We both love the Lord, the free enterprise system, and lots and lots of creamer in our coffee. She has a Jewish father who served in World War II and a Buddhist mother who makes killer sushi. You can imagine the stories she can tell about growing up. And I thought I had eclectic religious roots! Too bad her mom lives out of state, or I know where'd I'd be going when I get the craving for Japanese food.
Oh, and we both are obsessed with our hair. (This picture betrays our obsession.) She told me once she thought she had missed her calling; she has always wanted to be a hairdresser. So I said I had also missed my calling--to sit in a hairdresser's chair week after week, and not for curls and color either! I'd pay $10 just to have someone play with it. No talent required. One of these days I am going to go over to Pauline's house with all my hair product and we will answer our "conference calling" for a half hour while my son tickles the ivories. Chopin or This Old Man, it doesn't matter the background music; when someone wants to style your hair, it is just uber relaxing. I would love to have hair as thick as hers; she would love to hair as soft as mine. We swap compliments like drug dealers on a street corner. Maybe that's why we get along so well!
Or maybe it's because she lent me her blue coat the day I thought the spring would stick around past noon. I told her I love the patriotic look, so she gave me a matching cup as a prop. Just kidding. That was happenstance, much like our friendship. I like this "mug" shot of us.

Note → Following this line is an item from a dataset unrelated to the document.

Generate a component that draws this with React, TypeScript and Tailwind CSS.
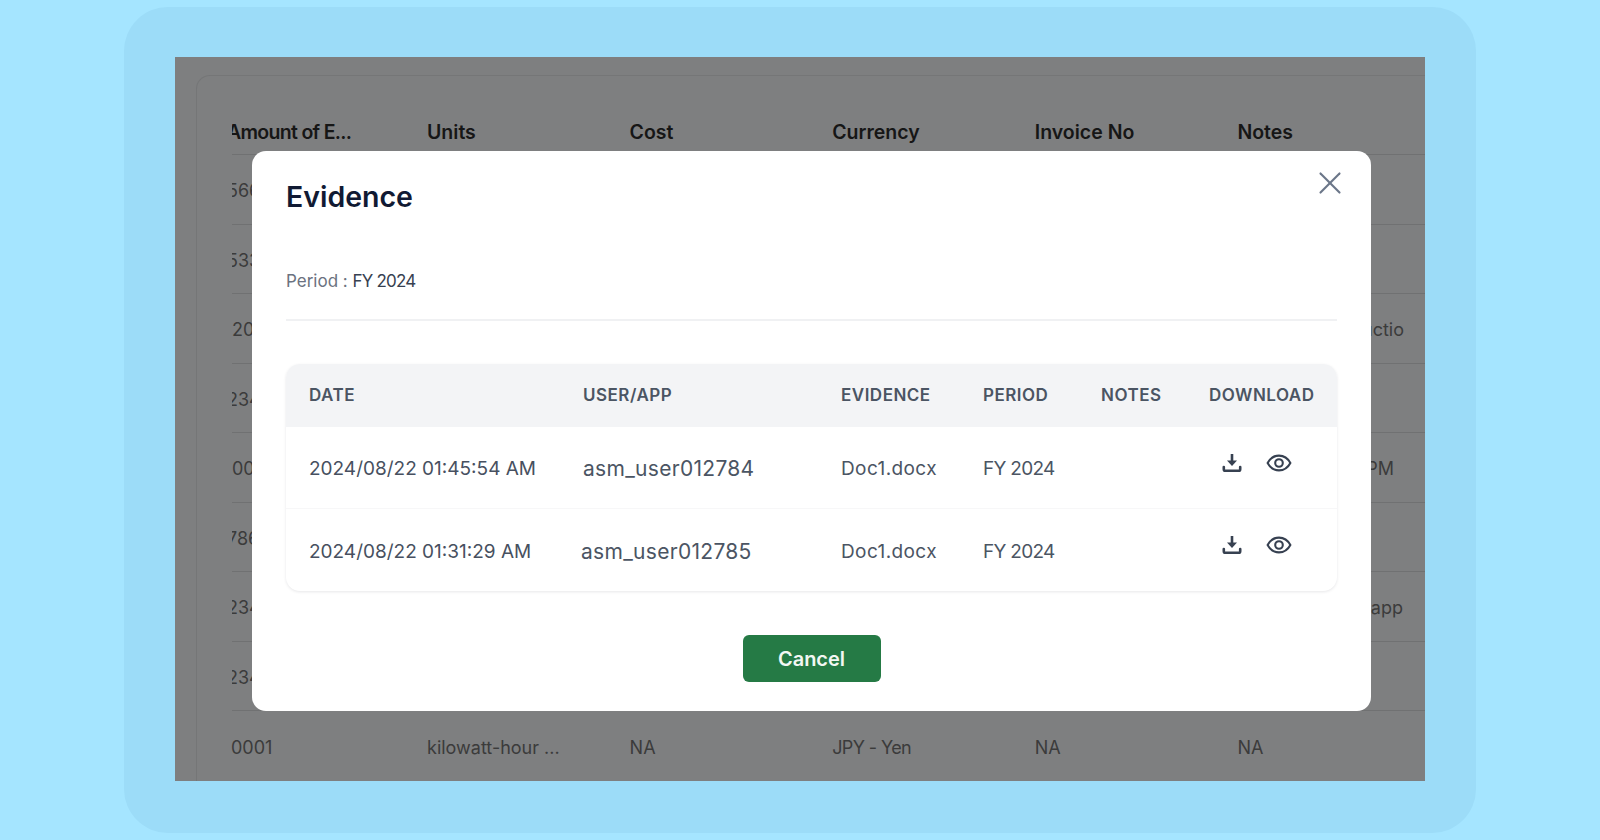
import { X } from "lucide-react"

const columns = ["Units", "Cost", "Currency", "Invoice No", "Notes"]

const backRows = [
  { first: "566", shift: "-ml-[5px]", notes: "", notesClass: "" },
  { first: "533", shift: "-ml-[5px]", notes: "", notesClass: "" },
  { first: "20", shift: "ml-0", notes: "Energy productio", notesClass: "" },
  { first: "234", shift: "-ml-[5px]", notes: "", notesClass: "" },
  { first: "00", shift: "ml-0", notes: "At 01:45 PM", notesClass: "pr-[10px]" },
  { first: "786", shift: "-ml-[5px]", notes: "", notesClass: "" },
  { first: "234", shift: "-ml-[5px]", notes: "Uploaded via app", notesClass: "pr-[1px]" },
  { first: "234", shift: "-ml-[5px]", notes: "", notesClass: "" },
]

const evidence = [
  { date: "2024/08/22 01:45:54 AM", user: "asm_user012784", userClass: "" },
  { date: "2024/08/22 01:31:29 AM", user: "asm_user012785", userClass: "-ml-[2px]" },
]

const gridCols = "grid grid-cols-[274px_258px_142px_118px_108px_1fr] pl-[23px]"

function DownloadIcon() {
  return (
    <svg width="20" height="20" viewBox="0 0 20 20" className="text-[#374151]">
      <path d="M10 1v9" stroke="currentColor" strokeWidth="2.6" fill="none" />
      <path d="M5 7.5h10L10 13z" fill="currentColor" />
      <path d="M1.8 14v2.2c0 1 .7 1.6 1.6 1.6h13.2c.9 0 1.6-.6 1.6-1.6V14" stroke="currentColor" strokeWidth="2.6" fill="none" strokeLinecap="round" />
    </svg>
  )
}

function EyeIcon() {
  return (
    <svg width="26" height="20" viewBox="0 0 26 20" fill="none" stroke="currentColor" strokeWidth="2.1" className="text-[#374151]">
      <path d="M1.6 10C4.2 5.2 8.2 2.6 13 2.6S21.800 5.200 24.400 10C21.800 14.800 17.800 17.400 13 17.400S4.200 14.800 1.600 10Z" strokeLinejoin="round" />
      <circle cx="13" cy="10" r="3.800" />
    </svg>
  )
}

export default function App() {
  return (
    <div className="h-[840px] w-full overflow-hidden bg-[#a5e5ff] px-[124px] py-[7px] font-['Inter',sans-serif]">
      <div className="h-[826px] rounded-[44px] bg-[#9cdcf8] pb-[52px] pl-[51px] pr-[51px] pt-[50px]">
        <div className="relative h-[724px] overflow-hidden bg-[#7e7f80]">
          {/* table behind the dialog */}
          <div className="ml-[21px] mt-[18px] h-[760px] rounded-tl-[14px] border-l border-t border-[#757677] pl-[35px]">
            <div className="flex h-[79px] items-end border-b border-[#707172] pb-[7px] text-[19.5px] font-semibold text-[#161616]">
              <div className="w-[195px] shrink-0 overflow-hidden whitespace-nowrap">
                <span className="-ml-[5px] block tracking-[-0.7px]">Amount of E...</span>
              </div>
              {columns.map((col) => (
                <div key={col} className="w-[202.6px] shrink-0 whitespace-nowrap">{col}</div>
              ))}
            </div>
            {backRows.map((row, i) => (
              <div key={i} className="flex h-[69.5px] items-center border-b border-[#707172] pt-[3px] text-[18px] text-[#3b3b3b]">
                <div className="w-[195px] shrink-0 overflow-hidden">
                  <span className={`block ${row.shift}`}>{row.first}</span>
                </div>
                <div className={`ml-[810px] w-[167px] shrink-0 whitespace-nowrap text-right ${row.notesClass}`}>{row.notes}</div>
              </div>
            ))}
            <div className="flex h-[69.5px] items-center pt-[3px] text-[18px] text-[#3b3b3b]">
              <div className="w-[196px] shrink-0 -ml-[1px]">0001</div>
              <div className="w-[202.6px] shrink-0">kilowatt-hour ...</div>
              <div className="w-[202.6px] shrink-0">NA</div>
              <div className="w-[202.6px] shrink-0 tracking-[-0.6px]">JPY - Yen</div>
              <div className="w-[202.6px] shrink-0">NA</div>
              <div className="w-[167px] shrink-0">NA</div>
            </div>
          </div>

          {/* dialog */}
          <div className="absolute left-[77px] top-[94px] flex h-[560px] w-[1119px] flex-col rounded-[14px] bg-white px-[34px]">
            <div className="flex items-start justify-between pt-[26px]">
              <h2 className="text-[28.500px] font-semibold leading-[40px] text-[#111a33]">Evidence</h2>
              <X size={38} strokeWidth={1.35} className="-mr-[12px] -mt-[13px] text-[#6b7689]" />
            </div>
            <p className="mt-[52px] text-[17px] leading-[24px] text-[#6b7280]">
              Period : <span className="tracking-[-0.8px] text-[#374151]">FY 2024</span>
            </p>
            <div className="mt-[26px] h-[2px] bg-[#f0f1f3]" />
            <div className="mt-[43px] rounded-[14px] bg-white shadow-[0_1px_3px_rgba(16,24,40,0.10)]">
              <div className={`${gridCols} h-[63px] items-center rounded-t-[14px] bg-[#f3f4f6] text-[17px] font-semibold uppercase tracking-[0.5px] text-[#4b5563]`}>
                <div>Date</div>
                <div>User/App</div>
                <div>Evidence</div>
                <div>Period</div>
                <div>Notes</div>
                <div>Download</div>
              </div>
              {evidence.map((row, i) => (
                <div key={row.user} className={`${gridCols} h-[82px] items-center pt-[4px] text-[19px] text-[#4b5563] ${i === 0 ? "border-b border-[#f7f7f8]" : ""}`}>
                  <div className="text-[#475060]">{row.date}</div>
                  <div className={`-mt-[1px] text-[21px] tracking-[0.3px] ${row.userClass}`}>{row.user}</div>
                  <div className="tracking-[0.4px]">Doc1.docx</div>
                  <div className="tracking-[-0.7px]">FY 2024</div>
                  <div />
                  <div className="-mt-[14px] flex items-center gap-[24px] pl-[13px]">
                    <DownloadIcon />
                    <EyeIcon />
                  </div>
                </div>
              ))}
            </div>
            <button className="mx-auto mt-[44px] h-[47px] w-[138px] rounded-[6px] bg-[#257a45] text-[20px] font-semibold text-[#f2f7f3]">
              Cancel
            </button>
          </div>
        </div>
      </div>
    </div>
  )
}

Pauline is a good mom. She is raising her children well. I appreciate that. They are mannerly and know how to carry on conversations with adults. I used to teach art to two of them. But Pauline craves one-on-one time with her friends, so when I'm over there, she shoos them away so we can talk. It'd be different if we had three or four hours to chat.
Pauline and I are savoring what precious little time we have left together before she moves. I think if people viewed all of their relationships like we do, the world would be a happier place. We haven't known each other long, but she is leaving a legacy of friendship I will treasure forever.